> Given problem:
Scan the material for the word "page", and copy each line where it shows up.

> Data:
--- BEGIN ---
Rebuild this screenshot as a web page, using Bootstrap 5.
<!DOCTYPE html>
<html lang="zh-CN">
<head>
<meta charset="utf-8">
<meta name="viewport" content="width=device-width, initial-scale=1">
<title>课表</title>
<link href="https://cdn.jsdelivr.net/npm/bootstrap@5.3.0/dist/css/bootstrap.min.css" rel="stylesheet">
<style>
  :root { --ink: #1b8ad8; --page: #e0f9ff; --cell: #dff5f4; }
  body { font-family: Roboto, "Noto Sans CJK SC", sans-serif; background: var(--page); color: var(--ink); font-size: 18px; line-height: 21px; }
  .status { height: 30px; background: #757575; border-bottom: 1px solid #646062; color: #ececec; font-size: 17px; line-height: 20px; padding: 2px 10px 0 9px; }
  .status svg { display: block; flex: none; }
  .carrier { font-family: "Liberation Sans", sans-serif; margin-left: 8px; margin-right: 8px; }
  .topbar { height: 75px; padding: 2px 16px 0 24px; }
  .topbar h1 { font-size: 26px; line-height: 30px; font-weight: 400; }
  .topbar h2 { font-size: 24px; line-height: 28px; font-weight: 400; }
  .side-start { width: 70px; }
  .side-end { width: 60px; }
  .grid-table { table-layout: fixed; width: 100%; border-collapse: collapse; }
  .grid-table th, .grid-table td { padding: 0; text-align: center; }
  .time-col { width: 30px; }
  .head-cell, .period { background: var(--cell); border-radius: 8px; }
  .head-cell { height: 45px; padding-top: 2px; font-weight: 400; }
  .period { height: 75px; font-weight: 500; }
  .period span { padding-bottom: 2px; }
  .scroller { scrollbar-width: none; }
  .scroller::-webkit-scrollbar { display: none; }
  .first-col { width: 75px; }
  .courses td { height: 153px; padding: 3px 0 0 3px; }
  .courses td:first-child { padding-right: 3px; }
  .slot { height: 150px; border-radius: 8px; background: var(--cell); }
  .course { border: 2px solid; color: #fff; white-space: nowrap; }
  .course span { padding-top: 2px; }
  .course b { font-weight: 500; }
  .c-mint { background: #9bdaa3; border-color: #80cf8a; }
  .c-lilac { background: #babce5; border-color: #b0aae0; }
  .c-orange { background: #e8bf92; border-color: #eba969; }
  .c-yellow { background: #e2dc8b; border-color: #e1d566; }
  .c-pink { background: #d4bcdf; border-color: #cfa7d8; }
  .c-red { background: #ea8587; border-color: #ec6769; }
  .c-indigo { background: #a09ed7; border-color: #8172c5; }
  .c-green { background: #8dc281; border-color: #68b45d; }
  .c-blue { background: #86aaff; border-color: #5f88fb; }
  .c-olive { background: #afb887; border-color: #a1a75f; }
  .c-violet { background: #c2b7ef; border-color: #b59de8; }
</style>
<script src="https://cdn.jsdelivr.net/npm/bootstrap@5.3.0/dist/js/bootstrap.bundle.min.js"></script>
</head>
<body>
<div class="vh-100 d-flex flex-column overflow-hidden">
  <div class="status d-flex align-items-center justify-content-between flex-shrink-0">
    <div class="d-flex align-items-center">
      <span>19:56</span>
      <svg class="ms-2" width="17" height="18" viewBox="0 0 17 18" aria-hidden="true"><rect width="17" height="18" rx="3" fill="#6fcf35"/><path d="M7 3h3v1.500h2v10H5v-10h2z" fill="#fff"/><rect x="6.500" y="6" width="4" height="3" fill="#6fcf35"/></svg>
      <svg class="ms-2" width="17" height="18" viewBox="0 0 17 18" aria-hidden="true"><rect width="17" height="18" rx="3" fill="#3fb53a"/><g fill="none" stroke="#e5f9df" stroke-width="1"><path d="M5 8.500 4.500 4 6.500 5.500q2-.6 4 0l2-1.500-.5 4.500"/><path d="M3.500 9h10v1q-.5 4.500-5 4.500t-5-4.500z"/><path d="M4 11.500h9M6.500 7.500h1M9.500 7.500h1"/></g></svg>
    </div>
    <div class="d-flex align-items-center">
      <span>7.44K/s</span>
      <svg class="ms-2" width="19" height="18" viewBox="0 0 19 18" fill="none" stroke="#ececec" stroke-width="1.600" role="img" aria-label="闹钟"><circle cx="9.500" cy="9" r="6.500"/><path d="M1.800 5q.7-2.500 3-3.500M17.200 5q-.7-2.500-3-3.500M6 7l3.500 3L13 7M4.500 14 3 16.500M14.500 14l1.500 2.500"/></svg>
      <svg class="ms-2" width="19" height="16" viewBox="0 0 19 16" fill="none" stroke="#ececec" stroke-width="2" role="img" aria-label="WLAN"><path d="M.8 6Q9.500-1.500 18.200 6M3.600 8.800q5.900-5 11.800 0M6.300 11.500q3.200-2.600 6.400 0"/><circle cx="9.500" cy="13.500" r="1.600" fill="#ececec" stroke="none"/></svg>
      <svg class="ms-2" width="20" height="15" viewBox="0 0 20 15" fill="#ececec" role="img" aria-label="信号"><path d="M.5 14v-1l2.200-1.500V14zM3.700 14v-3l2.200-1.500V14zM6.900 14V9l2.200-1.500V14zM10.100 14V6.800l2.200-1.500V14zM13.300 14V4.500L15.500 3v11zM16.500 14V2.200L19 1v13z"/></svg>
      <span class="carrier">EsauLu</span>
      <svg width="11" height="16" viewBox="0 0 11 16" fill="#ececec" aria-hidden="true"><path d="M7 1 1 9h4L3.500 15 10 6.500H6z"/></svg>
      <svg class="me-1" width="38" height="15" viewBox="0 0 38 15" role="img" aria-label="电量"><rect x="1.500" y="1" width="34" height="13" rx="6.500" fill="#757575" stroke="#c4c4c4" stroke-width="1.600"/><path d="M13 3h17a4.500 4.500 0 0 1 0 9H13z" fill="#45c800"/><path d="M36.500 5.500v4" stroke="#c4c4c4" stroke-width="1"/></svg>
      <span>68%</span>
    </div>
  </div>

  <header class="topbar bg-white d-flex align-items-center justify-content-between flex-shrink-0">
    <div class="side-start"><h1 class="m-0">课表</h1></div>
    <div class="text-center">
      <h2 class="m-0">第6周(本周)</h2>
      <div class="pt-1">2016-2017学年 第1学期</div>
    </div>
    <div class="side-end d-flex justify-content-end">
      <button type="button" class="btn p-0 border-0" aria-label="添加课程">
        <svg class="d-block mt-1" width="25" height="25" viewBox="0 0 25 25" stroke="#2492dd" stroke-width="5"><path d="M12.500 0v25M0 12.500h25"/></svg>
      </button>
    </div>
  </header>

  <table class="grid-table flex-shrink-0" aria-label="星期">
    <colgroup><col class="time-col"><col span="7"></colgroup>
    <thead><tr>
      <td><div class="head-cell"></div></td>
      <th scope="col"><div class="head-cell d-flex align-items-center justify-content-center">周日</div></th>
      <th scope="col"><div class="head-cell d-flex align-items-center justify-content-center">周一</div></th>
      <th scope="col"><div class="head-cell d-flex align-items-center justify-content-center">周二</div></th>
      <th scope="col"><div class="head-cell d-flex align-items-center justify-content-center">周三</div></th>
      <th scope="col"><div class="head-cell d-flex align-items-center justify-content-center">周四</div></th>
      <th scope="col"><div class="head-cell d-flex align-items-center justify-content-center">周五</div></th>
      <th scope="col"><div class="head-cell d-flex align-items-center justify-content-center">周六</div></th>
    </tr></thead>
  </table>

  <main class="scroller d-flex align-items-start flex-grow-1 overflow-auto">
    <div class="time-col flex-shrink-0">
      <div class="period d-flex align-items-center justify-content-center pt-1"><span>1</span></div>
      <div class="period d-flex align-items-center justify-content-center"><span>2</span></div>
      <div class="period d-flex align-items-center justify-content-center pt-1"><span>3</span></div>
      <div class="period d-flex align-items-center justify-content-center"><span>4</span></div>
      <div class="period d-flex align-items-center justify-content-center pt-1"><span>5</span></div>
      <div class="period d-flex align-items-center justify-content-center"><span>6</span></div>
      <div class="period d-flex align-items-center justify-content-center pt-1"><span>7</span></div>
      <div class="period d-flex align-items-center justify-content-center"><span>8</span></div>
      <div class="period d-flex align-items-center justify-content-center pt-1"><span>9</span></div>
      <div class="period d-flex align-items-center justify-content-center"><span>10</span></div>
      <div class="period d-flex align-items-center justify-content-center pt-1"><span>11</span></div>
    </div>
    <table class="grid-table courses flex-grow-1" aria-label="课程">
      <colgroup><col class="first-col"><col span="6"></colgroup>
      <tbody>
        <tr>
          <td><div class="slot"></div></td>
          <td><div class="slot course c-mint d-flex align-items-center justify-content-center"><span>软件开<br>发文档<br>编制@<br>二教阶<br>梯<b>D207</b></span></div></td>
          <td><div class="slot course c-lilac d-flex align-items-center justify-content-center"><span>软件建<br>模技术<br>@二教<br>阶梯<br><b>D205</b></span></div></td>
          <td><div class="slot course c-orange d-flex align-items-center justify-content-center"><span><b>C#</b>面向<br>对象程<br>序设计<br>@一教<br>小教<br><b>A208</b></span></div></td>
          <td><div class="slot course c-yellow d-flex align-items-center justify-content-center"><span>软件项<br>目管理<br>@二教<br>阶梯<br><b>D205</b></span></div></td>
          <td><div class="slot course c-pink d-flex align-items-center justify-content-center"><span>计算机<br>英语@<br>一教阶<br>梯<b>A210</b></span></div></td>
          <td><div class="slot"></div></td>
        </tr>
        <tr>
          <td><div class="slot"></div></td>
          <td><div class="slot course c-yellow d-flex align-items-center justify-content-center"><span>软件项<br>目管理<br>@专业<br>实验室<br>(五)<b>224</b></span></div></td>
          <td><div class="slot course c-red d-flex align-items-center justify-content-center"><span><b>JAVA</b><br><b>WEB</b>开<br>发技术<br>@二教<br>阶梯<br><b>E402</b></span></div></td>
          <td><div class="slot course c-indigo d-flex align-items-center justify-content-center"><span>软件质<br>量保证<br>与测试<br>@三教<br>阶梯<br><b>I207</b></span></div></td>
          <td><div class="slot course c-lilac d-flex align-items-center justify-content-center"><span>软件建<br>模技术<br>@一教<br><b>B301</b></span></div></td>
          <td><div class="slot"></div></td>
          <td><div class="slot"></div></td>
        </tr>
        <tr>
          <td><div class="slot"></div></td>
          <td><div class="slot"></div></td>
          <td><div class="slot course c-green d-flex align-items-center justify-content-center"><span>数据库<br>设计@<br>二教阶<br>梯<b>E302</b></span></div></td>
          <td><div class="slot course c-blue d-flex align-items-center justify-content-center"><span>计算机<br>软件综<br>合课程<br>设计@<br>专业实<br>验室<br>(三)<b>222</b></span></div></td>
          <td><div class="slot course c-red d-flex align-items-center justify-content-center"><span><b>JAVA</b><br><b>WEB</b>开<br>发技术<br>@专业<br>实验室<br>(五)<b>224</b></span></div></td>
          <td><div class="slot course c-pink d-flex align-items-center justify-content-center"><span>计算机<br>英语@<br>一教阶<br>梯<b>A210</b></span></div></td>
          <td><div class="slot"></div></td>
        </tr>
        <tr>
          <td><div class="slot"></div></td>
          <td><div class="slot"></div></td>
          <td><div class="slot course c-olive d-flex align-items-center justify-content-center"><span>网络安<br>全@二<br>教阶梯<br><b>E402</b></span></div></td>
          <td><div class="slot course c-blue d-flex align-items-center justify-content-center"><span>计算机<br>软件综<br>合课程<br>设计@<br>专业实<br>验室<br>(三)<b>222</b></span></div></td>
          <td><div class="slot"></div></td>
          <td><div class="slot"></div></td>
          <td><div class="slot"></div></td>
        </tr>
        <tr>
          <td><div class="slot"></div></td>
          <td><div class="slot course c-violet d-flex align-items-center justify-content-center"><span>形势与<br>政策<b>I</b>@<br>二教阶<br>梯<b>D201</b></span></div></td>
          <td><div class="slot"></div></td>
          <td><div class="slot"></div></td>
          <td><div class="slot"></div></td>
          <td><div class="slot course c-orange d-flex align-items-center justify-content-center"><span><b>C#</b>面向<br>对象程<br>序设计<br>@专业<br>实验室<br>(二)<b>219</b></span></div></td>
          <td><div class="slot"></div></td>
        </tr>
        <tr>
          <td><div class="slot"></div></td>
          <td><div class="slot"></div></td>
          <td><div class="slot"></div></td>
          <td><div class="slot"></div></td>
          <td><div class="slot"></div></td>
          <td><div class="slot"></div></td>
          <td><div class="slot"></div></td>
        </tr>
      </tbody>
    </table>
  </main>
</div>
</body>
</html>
--- END ---
> Exercise solution:
Rebuild this screenshot as a web page, using Bootstrap 5.
  :root { --ink: #1b8ad8; --page: #e0f9ff; --cell: #dff5f4; }
  body { font-family: Roboto, "Noto Sans CJK SC", sans-serif; background: var(--page); color: var(--ink); font-size: 18px; line-height: 21px; }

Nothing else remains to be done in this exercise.